====== TASK INPUTS ======
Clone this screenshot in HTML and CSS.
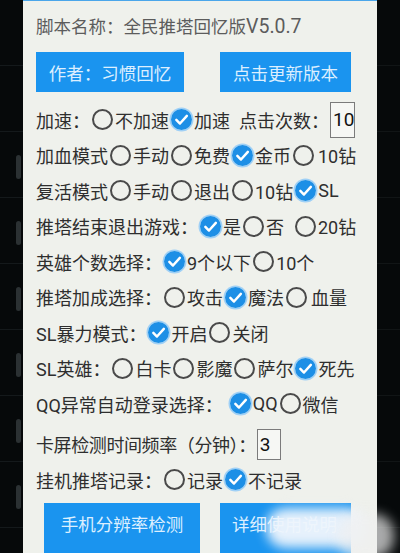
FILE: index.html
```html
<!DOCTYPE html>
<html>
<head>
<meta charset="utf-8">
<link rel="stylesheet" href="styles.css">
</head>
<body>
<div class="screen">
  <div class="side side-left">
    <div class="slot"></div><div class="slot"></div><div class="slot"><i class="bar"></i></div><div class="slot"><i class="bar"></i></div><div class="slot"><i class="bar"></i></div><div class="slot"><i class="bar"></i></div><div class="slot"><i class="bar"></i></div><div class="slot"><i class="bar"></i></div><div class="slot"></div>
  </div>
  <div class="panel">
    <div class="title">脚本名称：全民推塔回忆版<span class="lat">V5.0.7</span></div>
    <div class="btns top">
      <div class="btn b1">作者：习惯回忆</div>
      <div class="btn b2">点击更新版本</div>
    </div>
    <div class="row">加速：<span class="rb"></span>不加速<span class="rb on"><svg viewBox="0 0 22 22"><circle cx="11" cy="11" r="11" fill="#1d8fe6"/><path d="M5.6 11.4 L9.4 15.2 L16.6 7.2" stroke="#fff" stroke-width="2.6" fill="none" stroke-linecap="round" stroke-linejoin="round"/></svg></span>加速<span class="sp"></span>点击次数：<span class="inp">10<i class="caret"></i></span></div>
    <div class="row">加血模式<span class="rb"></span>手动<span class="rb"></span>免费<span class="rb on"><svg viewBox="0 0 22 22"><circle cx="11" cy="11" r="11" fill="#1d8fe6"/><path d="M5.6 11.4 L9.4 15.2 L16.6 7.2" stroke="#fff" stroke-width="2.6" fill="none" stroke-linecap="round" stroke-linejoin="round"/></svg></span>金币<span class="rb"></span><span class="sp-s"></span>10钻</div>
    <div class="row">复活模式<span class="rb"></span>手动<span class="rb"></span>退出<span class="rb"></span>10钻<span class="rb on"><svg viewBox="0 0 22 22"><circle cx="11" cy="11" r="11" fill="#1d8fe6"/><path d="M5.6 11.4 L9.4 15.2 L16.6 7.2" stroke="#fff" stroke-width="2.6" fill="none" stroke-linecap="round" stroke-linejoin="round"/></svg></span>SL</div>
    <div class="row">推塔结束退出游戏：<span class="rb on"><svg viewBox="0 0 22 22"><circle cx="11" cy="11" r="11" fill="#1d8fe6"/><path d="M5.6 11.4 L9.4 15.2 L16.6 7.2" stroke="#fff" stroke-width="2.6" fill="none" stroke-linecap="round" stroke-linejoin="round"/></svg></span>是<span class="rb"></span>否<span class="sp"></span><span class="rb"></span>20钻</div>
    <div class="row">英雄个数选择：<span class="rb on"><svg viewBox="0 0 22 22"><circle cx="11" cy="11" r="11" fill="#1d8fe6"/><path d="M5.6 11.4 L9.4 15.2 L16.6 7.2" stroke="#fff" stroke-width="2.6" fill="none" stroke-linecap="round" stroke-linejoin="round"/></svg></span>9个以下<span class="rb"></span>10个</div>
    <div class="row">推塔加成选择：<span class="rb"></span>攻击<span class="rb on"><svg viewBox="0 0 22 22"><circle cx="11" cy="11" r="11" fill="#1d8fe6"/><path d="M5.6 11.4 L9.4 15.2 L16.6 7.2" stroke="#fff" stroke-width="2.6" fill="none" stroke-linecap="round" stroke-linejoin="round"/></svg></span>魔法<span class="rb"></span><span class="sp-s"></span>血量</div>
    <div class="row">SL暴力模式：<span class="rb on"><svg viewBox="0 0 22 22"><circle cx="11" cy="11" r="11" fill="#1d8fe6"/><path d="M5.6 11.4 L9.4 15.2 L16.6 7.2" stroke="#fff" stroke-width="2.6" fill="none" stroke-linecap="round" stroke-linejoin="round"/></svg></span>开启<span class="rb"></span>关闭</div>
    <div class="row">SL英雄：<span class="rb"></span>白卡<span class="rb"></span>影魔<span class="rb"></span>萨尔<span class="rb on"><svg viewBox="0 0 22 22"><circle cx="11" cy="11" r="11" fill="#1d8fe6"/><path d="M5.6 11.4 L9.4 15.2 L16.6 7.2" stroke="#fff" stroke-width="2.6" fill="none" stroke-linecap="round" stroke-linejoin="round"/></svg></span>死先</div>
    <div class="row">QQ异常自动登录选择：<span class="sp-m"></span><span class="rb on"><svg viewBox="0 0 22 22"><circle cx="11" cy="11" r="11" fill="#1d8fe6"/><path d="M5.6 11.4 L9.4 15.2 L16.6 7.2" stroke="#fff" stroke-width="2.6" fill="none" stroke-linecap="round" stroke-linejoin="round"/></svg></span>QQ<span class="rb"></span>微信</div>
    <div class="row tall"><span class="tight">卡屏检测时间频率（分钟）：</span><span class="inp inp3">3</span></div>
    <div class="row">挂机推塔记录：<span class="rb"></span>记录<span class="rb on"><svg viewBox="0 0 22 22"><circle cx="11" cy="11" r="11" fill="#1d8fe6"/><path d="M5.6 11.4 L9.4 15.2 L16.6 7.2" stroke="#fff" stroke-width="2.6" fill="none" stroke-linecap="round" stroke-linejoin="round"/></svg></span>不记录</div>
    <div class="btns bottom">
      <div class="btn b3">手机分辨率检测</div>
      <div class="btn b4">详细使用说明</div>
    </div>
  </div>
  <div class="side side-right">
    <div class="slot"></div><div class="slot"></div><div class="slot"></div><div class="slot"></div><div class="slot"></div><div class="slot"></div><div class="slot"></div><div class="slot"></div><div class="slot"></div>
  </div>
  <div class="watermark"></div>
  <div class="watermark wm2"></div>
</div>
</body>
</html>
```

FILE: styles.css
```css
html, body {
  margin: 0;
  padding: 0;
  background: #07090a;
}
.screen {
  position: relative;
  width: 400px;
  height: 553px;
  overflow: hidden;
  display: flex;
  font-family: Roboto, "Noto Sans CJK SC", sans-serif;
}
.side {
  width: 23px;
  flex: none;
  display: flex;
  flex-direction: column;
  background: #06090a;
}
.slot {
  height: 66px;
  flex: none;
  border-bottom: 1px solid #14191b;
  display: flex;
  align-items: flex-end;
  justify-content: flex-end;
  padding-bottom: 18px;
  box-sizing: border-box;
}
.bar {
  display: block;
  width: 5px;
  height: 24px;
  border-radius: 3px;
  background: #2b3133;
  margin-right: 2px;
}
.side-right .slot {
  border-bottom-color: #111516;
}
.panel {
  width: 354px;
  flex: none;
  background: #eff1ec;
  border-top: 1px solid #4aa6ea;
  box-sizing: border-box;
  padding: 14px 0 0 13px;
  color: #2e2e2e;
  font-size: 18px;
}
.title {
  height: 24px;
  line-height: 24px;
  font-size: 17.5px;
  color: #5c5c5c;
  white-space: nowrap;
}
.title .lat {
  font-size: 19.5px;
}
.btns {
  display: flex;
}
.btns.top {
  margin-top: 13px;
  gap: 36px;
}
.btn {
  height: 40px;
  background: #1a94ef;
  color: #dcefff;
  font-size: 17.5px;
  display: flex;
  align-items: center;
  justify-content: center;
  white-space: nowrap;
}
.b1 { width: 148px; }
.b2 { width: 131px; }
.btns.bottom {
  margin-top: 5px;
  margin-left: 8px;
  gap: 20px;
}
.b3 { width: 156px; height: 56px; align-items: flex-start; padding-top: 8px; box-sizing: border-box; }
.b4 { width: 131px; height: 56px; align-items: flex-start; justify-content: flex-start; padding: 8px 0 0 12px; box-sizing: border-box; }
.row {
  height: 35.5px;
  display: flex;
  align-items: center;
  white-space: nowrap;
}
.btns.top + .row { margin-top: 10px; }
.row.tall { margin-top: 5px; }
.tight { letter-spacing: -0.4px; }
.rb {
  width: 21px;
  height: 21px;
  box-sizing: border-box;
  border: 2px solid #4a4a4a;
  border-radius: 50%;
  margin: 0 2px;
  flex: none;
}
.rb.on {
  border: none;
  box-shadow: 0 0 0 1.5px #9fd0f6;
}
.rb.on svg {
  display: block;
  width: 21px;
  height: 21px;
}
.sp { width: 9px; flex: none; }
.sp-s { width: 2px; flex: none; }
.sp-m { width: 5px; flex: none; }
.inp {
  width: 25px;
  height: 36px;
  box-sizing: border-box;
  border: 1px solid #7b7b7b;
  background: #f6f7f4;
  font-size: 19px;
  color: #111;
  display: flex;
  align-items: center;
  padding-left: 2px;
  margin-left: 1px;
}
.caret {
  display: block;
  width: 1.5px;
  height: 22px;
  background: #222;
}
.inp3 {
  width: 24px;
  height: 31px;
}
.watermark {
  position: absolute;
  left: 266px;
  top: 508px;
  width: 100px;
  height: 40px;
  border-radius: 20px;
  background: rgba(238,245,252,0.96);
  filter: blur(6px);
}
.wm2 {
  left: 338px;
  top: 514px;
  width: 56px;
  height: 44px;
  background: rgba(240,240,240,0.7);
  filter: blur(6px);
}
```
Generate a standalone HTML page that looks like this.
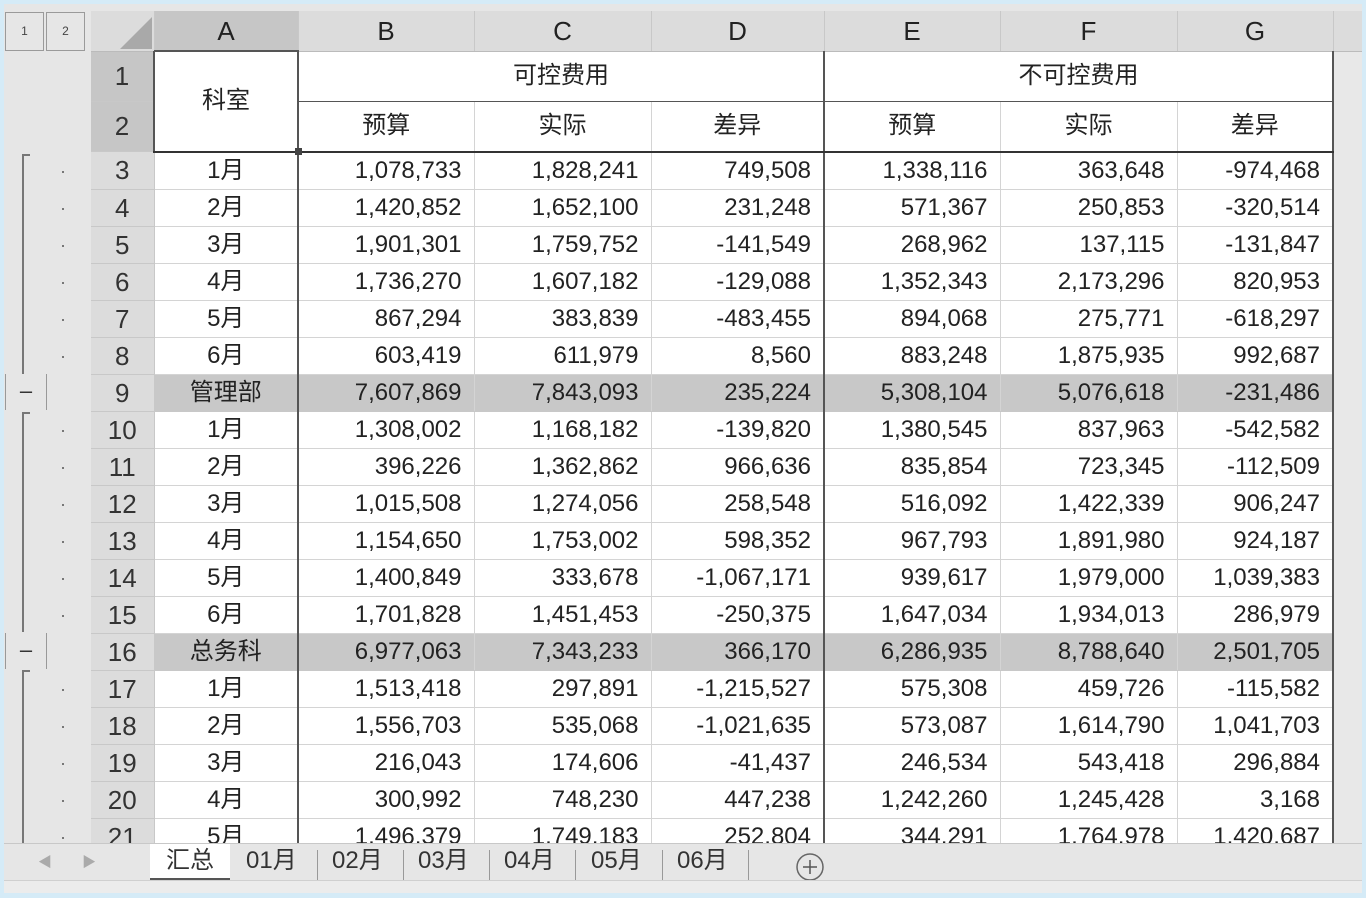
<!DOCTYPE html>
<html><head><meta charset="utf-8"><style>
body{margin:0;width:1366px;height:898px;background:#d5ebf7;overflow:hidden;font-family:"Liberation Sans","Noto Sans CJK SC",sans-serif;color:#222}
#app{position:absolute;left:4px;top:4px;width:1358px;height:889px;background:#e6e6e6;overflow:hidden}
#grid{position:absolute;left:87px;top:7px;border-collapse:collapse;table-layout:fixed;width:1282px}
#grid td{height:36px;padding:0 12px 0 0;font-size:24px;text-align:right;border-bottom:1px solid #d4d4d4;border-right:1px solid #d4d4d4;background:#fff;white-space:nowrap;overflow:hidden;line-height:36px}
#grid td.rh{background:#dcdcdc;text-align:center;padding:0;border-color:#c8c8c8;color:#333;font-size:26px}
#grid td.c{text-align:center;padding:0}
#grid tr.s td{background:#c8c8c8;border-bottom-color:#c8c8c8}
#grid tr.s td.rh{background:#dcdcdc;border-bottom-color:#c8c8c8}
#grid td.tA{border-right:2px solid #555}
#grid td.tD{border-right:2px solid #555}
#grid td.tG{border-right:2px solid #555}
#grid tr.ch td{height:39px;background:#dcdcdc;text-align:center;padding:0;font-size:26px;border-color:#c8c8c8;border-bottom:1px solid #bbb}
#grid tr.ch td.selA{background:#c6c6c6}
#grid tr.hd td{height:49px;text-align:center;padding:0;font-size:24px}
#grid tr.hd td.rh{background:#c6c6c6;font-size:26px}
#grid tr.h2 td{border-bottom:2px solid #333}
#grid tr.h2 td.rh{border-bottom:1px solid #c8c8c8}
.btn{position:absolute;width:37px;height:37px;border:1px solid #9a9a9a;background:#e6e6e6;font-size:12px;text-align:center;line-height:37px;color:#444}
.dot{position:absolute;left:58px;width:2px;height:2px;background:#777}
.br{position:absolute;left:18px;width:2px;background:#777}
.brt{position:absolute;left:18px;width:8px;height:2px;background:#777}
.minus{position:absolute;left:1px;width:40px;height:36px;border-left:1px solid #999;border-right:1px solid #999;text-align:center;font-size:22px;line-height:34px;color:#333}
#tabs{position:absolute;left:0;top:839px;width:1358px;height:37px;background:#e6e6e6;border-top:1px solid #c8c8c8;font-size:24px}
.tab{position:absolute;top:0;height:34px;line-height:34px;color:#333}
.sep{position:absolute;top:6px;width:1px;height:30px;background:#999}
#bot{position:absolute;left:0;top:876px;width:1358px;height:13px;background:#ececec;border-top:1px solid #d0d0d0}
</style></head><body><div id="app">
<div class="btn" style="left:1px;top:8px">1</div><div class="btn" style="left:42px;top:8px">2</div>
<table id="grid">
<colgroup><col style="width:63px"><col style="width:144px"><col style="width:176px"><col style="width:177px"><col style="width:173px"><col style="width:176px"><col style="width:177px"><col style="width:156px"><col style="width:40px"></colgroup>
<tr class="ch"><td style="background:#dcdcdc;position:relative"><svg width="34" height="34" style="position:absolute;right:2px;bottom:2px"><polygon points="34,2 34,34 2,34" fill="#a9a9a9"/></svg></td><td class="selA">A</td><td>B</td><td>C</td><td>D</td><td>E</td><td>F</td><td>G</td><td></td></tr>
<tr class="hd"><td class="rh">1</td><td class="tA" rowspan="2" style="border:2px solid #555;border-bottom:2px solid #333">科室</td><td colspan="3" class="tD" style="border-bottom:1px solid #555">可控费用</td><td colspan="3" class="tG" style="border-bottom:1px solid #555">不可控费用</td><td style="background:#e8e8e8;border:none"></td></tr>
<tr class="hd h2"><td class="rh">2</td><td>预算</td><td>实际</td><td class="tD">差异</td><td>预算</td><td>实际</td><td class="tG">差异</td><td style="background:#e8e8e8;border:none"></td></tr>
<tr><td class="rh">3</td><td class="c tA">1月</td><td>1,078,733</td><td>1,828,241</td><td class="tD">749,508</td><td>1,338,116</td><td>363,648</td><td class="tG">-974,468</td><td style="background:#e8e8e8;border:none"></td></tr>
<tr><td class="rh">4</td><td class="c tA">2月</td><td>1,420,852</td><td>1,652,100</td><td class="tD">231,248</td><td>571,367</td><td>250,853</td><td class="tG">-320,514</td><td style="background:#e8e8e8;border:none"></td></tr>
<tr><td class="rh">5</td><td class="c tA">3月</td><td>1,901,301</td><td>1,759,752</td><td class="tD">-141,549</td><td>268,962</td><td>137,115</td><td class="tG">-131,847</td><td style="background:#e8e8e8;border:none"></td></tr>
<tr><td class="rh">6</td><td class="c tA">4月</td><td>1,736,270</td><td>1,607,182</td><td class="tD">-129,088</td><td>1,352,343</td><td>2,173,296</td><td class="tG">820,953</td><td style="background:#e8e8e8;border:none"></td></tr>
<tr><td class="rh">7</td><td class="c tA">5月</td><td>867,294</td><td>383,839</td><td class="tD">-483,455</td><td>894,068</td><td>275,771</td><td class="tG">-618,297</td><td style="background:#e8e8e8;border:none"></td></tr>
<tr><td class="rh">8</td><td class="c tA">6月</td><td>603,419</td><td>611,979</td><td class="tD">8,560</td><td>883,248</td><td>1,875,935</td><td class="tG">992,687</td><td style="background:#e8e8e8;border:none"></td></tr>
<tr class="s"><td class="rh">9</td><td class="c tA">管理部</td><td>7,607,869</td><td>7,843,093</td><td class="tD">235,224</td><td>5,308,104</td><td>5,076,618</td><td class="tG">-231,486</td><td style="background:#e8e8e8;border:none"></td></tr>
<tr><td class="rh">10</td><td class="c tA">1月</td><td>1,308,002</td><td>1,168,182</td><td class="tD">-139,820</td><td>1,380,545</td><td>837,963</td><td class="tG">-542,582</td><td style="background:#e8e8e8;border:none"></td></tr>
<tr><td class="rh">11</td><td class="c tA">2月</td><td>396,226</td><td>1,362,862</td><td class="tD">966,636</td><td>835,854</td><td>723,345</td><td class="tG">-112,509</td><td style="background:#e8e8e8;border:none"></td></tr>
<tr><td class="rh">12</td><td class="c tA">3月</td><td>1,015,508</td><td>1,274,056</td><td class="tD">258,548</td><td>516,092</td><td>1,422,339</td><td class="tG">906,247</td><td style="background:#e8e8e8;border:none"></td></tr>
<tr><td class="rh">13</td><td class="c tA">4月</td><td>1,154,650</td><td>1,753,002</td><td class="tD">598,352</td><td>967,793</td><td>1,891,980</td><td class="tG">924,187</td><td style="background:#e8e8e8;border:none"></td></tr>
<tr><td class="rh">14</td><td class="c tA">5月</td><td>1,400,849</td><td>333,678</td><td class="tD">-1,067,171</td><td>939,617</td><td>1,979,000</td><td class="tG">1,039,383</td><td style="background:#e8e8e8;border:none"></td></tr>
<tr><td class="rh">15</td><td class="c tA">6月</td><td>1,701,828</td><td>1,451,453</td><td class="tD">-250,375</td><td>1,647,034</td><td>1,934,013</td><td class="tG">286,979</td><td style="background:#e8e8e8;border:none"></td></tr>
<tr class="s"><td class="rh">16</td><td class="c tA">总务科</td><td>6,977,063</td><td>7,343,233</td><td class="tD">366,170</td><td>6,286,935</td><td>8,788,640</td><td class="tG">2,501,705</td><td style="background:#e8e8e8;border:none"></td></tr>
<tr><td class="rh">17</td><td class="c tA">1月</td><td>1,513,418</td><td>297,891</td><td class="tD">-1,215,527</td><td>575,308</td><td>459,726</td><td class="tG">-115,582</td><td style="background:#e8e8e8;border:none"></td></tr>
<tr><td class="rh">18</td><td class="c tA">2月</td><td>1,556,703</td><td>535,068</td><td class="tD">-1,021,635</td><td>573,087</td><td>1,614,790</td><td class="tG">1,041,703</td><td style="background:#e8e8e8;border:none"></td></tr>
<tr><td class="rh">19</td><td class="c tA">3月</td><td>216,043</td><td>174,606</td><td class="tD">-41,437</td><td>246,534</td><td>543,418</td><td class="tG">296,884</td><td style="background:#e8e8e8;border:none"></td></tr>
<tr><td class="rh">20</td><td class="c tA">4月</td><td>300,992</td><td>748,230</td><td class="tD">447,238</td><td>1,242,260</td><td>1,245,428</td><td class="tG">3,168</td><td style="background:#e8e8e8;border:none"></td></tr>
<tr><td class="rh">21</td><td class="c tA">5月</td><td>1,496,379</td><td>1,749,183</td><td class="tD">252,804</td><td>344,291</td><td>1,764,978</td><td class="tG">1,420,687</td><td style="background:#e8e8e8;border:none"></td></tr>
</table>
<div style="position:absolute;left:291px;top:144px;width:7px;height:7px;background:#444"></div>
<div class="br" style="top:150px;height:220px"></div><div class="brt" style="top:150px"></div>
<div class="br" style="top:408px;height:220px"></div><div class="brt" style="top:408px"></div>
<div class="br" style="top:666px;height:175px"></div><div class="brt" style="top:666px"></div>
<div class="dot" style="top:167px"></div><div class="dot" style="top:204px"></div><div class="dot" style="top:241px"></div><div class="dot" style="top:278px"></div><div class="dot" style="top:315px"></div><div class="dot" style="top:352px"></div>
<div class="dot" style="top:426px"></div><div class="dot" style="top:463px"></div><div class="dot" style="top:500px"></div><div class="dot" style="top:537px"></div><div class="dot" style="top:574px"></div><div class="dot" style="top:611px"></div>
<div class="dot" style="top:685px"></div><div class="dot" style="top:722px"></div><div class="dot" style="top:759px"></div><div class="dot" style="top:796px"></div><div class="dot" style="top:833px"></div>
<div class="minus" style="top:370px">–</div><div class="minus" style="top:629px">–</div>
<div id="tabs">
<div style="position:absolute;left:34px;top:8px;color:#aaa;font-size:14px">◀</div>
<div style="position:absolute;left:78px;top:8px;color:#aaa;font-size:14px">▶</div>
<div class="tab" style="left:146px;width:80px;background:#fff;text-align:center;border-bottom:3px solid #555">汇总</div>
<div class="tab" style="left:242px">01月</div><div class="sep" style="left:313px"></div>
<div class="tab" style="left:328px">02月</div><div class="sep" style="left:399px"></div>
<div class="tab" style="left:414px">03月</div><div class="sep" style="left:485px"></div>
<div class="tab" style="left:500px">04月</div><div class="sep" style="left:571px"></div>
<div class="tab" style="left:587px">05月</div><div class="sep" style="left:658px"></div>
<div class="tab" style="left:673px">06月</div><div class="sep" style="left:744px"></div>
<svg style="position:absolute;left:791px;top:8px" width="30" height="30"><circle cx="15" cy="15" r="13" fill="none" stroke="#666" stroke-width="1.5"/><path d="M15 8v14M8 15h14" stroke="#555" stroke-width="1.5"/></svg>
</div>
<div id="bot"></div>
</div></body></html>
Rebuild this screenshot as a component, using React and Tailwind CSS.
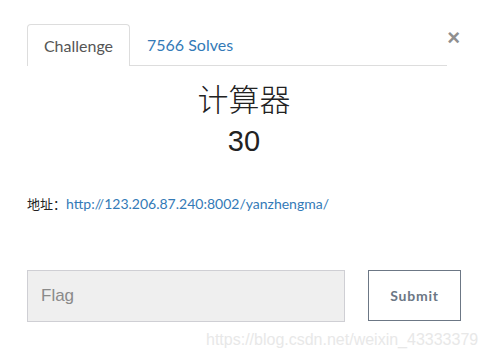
======
# TASK BRIEF
Find how many of the lines above have the word "this" in them. State only that number.

# FINAL RESULT
3